How Wrong Would it Be?

How wrong would it be to suggest that Casey Sheehan’s death was the best thing that ever happened to his mother, Cindy? To see her reveling in her new celebrity is to see a woman who has found her place and calling in life, no matter that it came not only at the cost of her child but also in spite of whatever the volunteer would have wanted to have said in his own memory. See, no one--not even his mother--can claim divine knowledge of what Casey would want to say to us if he could still speak.

Would he still support the effort and be proud of his service? Or, would he urge others to protest?

Cindy doesn’t need to know what he would have said, since his death gifted her with the moral authority to scold anyone who disagrees with her. She can spout the looniest stuff and people who would dissent are cruel for not respecting her grief. It’s the direct opposite of those on the right who treat any criticism of the President as being un-patriotic: a ridiculous shield that lends authority where it doesn’t necessarily exist.

No one is above criticism, not even the grieving mother of a wartime casualty.

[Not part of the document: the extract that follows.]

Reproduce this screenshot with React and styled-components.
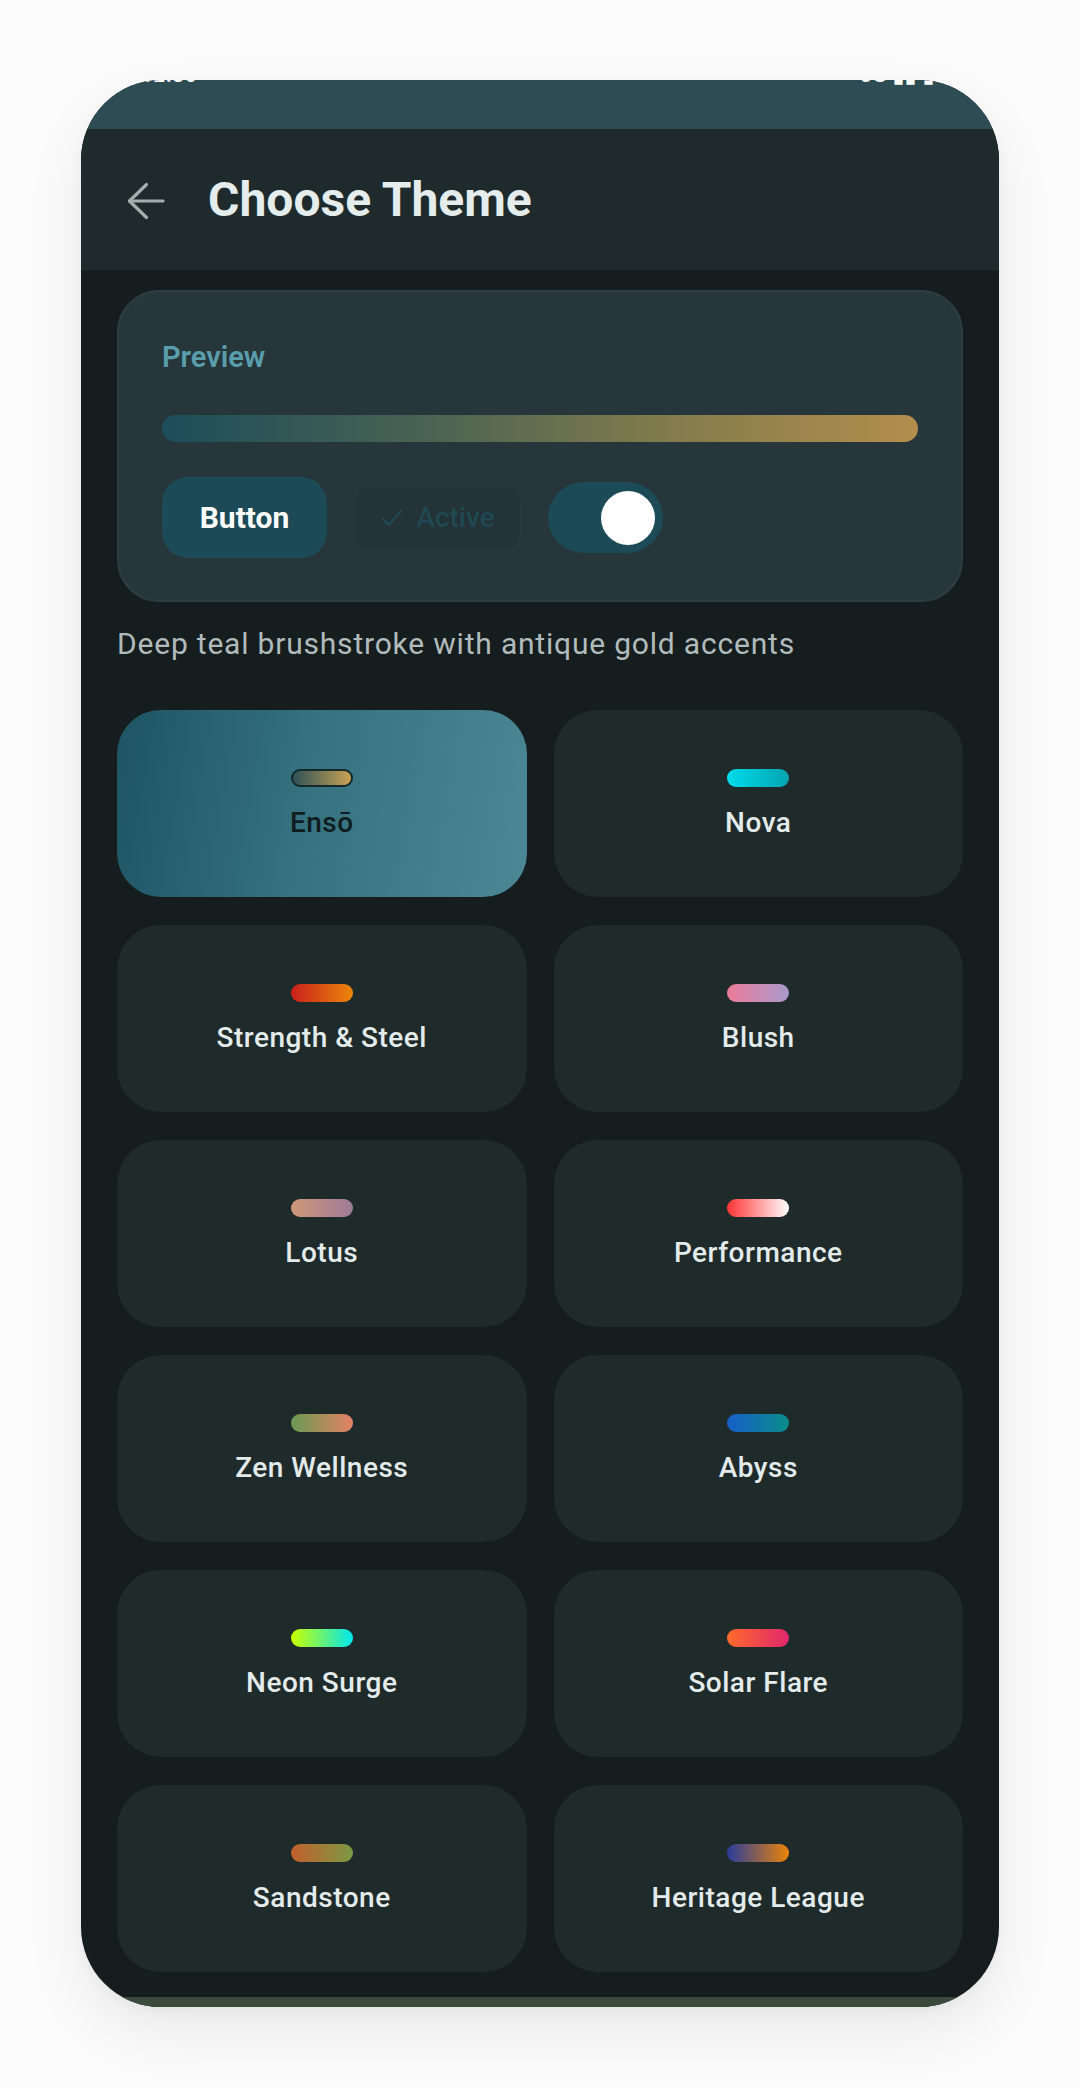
import React from "react";
import styled, { createGlobalStyle } from "styled-components";

const Global = createGlobalStyle`
  html, body { margin: 0; padding: 0; background: #fbfbfb; }
  body { font-family: Roboto, "Noto Sans", "Liberation Sans", sans-serif; }
  * { box-sizing: border-box; }
`;

const Page = styled.div`
  width: 1080px;
  height: 2088px;
  display: flex;
  justify-content: center;
  padding-top: 80px;
  background: #fbfbfb;
`;

const Phone = styled.div`
  width: 918px;
  height: 1927px;
  border-radius: 80px;
  overflow: hidden;
  display: flex;
  flex-direction: column;
  background: #151d1f;
  box-shadow: 0 26px 60px rgba(0, 0, 0, 0.07), 0 4px 14px rgba(0, 0, 0, 0.04);
`;

const StatusBar = styled.div`
  height: 49px;
  flex: none;
  background: #2e4c54;
  display: flex;
  justify-content: space-between;
  align-items: flex-start;
  padding: 0 64px 0 60px;
  overflow: hidden;
`;

const StatusText = styled.span`
  margin-top: -15px;
  font-size: 20px;
  line-height: 20px;
  font-weight: 700;
  color: #ffffff;
  letter-spacing: 1px;
  white-space: nowrap;
`;

const Header = styled.header`
  height: 141px;
  flex: none;
  background: #1e2a2c;
  display: flex;
  align-items: center;
  gap: 43px;
  padding-left: 46px;
`;

const BackIcon = styled.svg`
  width: 38px;
  height: 38px;
  flex: none;
  margin-top: 2px;
`;

const Title = styled.h1`
  margin: 0;
  font-size: 48px;
  font-weight: 700;
  color: #e4ecec;
  letter-spacing: 0px;
`;

const Body = styled.main`
  flex: 1;
  overflow: hidden;
  padding: 20px 36px 0 36px;
  display: flex;
  flex-direction: column;
`;

const PreviewCard = styled.section`
  height: 312px;
  border-radius: 42px;
  background: #26363a;
  border: 2px solid #2d3e42;
  padding: 48px 43px 0 43px;
  display: flex;
  flex-direction: column;
`;

const PreviewLabel = styled.div`
  font-size: 29px;
  line-height: 34px;
  font-weight: 600;
  color: #5a9dac;
`;

const GradientBar = styled.div`
  margin-top: 41px;
  height: 27px;
  border-radius: 14px;
  background: linear-gradient(90deg, #1c4d5a 0%, #4a6352 35%, #7f7a4c 65%, #b38e4d 100%);
`;

const ControlRow = styled.div`
  margin-top: 35px;
  display: flex;
  align-items: center;
  gap: 27px;
`;

const PrimaryButton = styled.button`
  height: 81px;
  width: 165px;
  border: none;
  border-radius: 26px;
  background: #1c4b57;
  color: #ffffff;
  font-family: inherit;
  font-size: 30px;
  font-weight: 700;
`;

const Chip = styled.div`
  height: 65px;
  width: 167px;
  border-radius: 16px;
  background: #233337;
  border: 1px solid #28393d;
  display: flex;
  align-items: center;
  justify-content: center;
  gap: 12px;
  color: #1f4852;
  font-size: 28px;
  font-weight: 500;
`;

const Toggle = styled.div`
  width: 115px;
  height: 71px;
  border-radius: 36px;
  background: #1c4b57;
  display: flex;
  align-items: center;
  justify-content: flex-end;
  padding-right: 8px;
`;

const Thumb = styled.div`
  width: 54px;
  height: 54px;
  border-radius: 50%;
  background: #ffffff;
`;

const Description = styled.p`
  margin: 25px 0 0 0;
  font-size: 30px;
  line-height: 34px;
  letter-spacing: 0.8px;
  color: #b2bbbc;
  font-weight: 400;
`;

const Grid = styled.div`
  margin-top: 49px;
  display: grid;
  grid-template-columns: 1fr 1fr;
  grid-auto-rows: 187px;
  gap: 28px 27px;
`;

const ThemeCard = styled.div`
  border-radius: 44px;
  background: ${(p) =>
    p.$selected
      ? "linear-gradient(100deg, #1e5464 0%, #35717f 45%, #4b8795 100%)"
      : "#1f2a2a"};
  display: flex;
  flex-direction: column;
  align-items: center;
  justify-content: center;
  gap: 20px;
`;

const Swatch = styled.div`
  width: 62px;
  height: 18px;
  border-radius: 9px;
  background: ${(p) => p.$bg};
  border: ${(p) => (p.$selected ? "2.5px solid #14282c" : "none")};
`;

const ThemeName = styled.div`
  font-size: 28px;
  line-height: 32px;
  font-weight: 500;
  letter-spacing: 0.5px;
  color: ${(p) => (p.$selected ? "#0f1d20" : "#e3ebeb")};
`;

const BottomStrip = styled.div`
  height: 10px;
  flex: none;
  background: #3b4a3b;
`;

const themes = [
  { name: "Ensō", grad: "linear-gradient(90deg, #2f5256, #c9a255)", selected: true },
  { name: "Nova", grad: "linear-gradient(90deg, #00dcec, #03a4ae)" },
  { name: "Strength & Steel", grad: "linear-gradient(90deg, #c8201c, #ec860a)" },
  { name: "Blush", grad: "linear-gradient(90deg, #ec7c98, #a899cc)" },
  { name: "Lotus", grad: "linear-gradient(90deg, #cf9878, #9e7a98)" },
  { name: "Performance", grad: "linear-gradient(90deg, #ff3434, #ffffff)" },
  { name: "Zen Wellness", grad: "linear-gradient(90deg, #6a9a52, #e48266)" },
  { name: "Abyss", grad: "linear-gradient(90deg, #175ec8, #0a8d8a)" },
  { name: "Neon Surge", grad: "linear-gradient(90deg, #ccff00, #00e6ee)" },
  { name: "Solar Flare", grad: "linear-gradient(90deg, #ff6a2c, #e0266c)" },
  { name: "Sandstone", grad: "linear-gradient(90deg, #c35f2c, #7c9a44)" },
  { name: "Heritage League", grad: "linear-gradient(90deg, #283c9c, #ec8408)" },
];

export default function App() {
  return (
    <>
      <Global />
      <Page>
        <Phone>
          <StatusBar>
            <StatusText>12:30</StatusText>
            <StatusText>5G ▮▮ ▮</StatusText>
          </StatusBar>
          <Header>
            <BackIcon viewBox="0 0 38 38" fill="none" stroke="#a3aeae" strokeWidth="3.2" strokeLinecap="round" strokeLinejoin="round">
              <path d="M36 19H2.5" />
              <path d="M19.5 2.5L2.5 19L19.5 35.5" />
            </BackIcon>
            <Title>Choose Theme</Title>
          </Header>
          <Body>
            <PreviewCard>
              <PreviewLabel>Preview</PreviewLabel>
              <GradientBar />
              <ControlRow>
                <PrimaryButton>Button</PrimaryButton>
                <Chip>
                  <svg width="24" height="24" viewBox="0 0 24 24" fill="none" stroke="#1f4852" strokeWidth="2.5" strokeLinecap="round" strokeLinejoin="round">
                    <path d="M3 13l6 6L21 5" />
                  </svg>
                  Active
                </Chip>
                <Toggle>
                  <Thumb />
                </Toggle>
              </ControlRow>
            </PreviewCard>
            <Description>Deep teal brushstroke with antique gold accents</Description>
            <Grid>
              {themes.map((t) => (
                <ThemeCard key={t.name} $selected={t.selected}>
                  <Swatch $bg={t.grad} $selected={t.selected} />
                  <ThemeName $selected={t.selected}>{t.name}</ThemeName>
                </ThemeCard>
              ))}
            </Grid>
          </Body>
          <BottomStrip />
        </Phone>
      </Page>
    </>
  );
}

Sheehan is a leftwing loony of the first order and always has been. While I won’t suggest that she hasn’t suffered and while I can’t imagine that she would willingly have traded her child for her fame, I would say that this has worked out pretty well for her and not so well for Casey. His memory won’t be of his selfless service or sacrifice as a volunteer in the United States military; his memory will always live in the shadow of his mother. Her persistence and garish media manipulation have all served her own purposes in causes that were formed well before Casey had died.

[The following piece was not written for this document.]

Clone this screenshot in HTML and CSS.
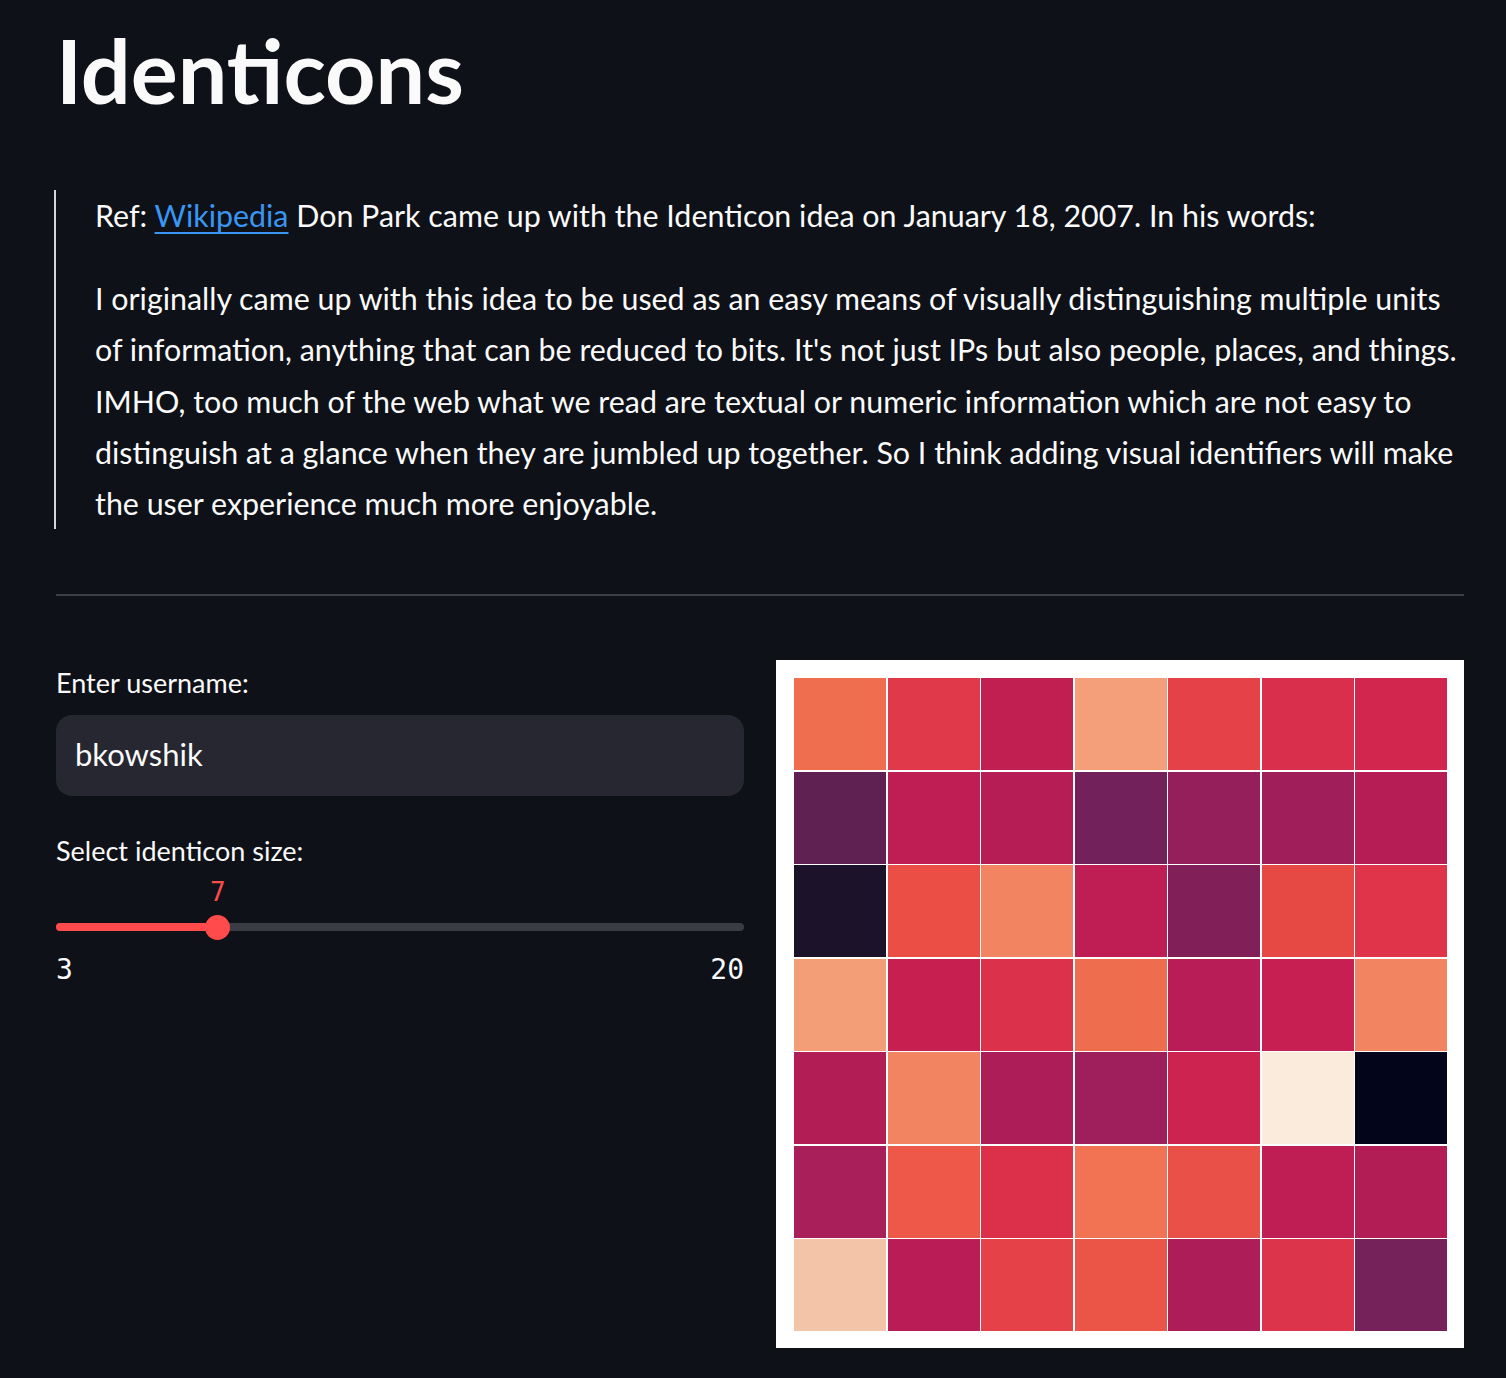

Casey’s death was what she needed to put attention on her causes and give her cover to say whatever she wanted while maintaining credibility and standing in the eyes of the public.

I’m sure she would trade it all in to have her son back, but I’m equally sure that she happily pats herself on the back for all the sacrifices she continues to make in service to her causes. There is a religious zeal and self-righteousness involved, where she continually reminds us all of how much she has lost and how her campout is really her way of serving so that other parents don’t have to see their kids die, too. “Look at me,” she seems to say, “and see how much I’m willing to give up for you.”

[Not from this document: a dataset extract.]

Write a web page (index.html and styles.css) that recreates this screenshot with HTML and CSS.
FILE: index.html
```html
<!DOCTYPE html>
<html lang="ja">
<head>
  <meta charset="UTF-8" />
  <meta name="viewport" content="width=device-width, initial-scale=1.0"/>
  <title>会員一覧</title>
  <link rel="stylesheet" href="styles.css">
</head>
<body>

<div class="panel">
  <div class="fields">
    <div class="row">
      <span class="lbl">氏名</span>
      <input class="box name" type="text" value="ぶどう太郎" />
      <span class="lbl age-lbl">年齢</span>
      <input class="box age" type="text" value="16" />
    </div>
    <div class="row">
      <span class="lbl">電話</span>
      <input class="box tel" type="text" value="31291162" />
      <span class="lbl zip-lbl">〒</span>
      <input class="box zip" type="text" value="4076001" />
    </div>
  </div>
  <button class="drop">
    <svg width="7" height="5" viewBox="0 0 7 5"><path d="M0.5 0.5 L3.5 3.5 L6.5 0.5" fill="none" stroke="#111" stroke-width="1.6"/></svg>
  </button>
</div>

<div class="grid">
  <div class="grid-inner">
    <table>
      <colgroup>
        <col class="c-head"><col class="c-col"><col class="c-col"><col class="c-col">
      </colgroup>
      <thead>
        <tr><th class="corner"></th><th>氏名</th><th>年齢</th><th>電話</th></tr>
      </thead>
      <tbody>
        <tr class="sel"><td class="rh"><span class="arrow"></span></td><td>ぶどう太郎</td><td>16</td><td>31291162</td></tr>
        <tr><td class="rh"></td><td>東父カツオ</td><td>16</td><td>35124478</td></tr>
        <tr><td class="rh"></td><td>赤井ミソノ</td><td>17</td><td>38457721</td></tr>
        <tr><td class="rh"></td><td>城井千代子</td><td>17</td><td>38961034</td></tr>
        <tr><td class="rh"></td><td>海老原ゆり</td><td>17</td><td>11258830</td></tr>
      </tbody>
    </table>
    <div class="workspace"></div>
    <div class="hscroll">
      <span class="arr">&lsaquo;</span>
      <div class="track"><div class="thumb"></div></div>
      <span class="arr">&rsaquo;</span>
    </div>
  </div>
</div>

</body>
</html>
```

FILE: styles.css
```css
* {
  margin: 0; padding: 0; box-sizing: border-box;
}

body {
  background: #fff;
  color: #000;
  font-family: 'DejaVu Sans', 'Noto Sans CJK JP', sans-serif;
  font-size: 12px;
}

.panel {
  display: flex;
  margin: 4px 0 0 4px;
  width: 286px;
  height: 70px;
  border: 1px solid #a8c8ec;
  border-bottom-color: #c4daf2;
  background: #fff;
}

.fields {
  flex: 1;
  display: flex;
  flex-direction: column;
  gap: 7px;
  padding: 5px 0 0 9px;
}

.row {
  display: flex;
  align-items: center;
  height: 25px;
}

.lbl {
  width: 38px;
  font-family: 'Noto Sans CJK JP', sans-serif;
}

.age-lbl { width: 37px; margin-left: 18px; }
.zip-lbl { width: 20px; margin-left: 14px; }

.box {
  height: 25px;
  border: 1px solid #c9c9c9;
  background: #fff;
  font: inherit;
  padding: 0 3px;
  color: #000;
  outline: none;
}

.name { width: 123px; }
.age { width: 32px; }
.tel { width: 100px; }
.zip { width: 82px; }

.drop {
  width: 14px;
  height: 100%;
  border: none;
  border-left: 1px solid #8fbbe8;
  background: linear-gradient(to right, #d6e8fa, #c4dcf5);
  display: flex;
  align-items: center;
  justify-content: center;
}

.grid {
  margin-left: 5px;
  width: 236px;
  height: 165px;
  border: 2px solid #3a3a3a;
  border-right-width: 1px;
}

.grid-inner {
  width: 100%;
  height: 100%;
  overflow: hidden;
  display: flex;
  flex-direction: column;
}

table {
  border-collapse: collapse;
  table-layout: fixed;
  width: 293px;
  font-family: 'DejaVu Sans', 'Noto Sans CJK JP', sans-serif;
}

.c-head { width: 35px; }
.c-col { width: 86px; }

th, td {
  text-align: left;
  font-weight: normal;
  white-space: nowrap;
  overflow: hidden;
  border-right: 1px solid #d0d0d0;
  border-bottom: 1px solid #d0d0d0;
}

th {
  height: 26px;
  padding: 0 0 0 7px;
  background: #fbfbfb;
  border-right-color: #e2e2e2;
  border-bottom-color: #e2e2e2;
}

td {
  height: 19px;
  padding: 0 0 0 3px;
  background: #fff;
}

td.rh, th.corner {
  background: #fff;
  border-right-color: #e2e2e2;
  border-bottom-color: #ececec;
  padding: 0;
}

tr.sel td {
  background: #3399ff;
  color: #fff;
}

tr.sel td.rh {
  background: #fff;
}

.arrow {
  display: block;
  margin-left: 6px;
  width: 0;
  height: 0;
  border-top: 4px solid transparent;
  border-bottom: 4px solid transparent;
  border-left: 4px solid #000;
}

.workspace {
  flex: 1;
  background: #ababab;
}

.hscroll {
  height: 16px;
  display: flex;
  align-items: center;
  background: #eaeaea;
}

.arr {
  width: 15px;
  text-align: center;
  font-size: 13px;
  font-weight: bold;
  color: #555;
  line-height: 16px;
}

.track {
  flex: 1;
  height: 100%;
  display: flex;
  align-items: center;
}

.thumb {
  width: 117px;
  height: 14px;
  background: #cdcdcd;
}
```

Her reward, at the end of the day, is her sacrifice.

So, how wrong would it be to say that her son’s death was the best thing that ever happened to this attention seeking, paranoid and self-righteous woman?

Because, let’s be honest, her desire to question the President isn’t really in any hope that he could answer her questions. He’s already done that. No, his answers simply aren’t the one that she believes in her heart to be true; they aren’t the answers she’s already emotionally invested herself in, and, therefore, they must not be the “right” answers. She doesn’t want a conversation, she wants to scream and yell and continue her very public tantrum.

She’s already had her moment to meet the man; she’s already heard his answers.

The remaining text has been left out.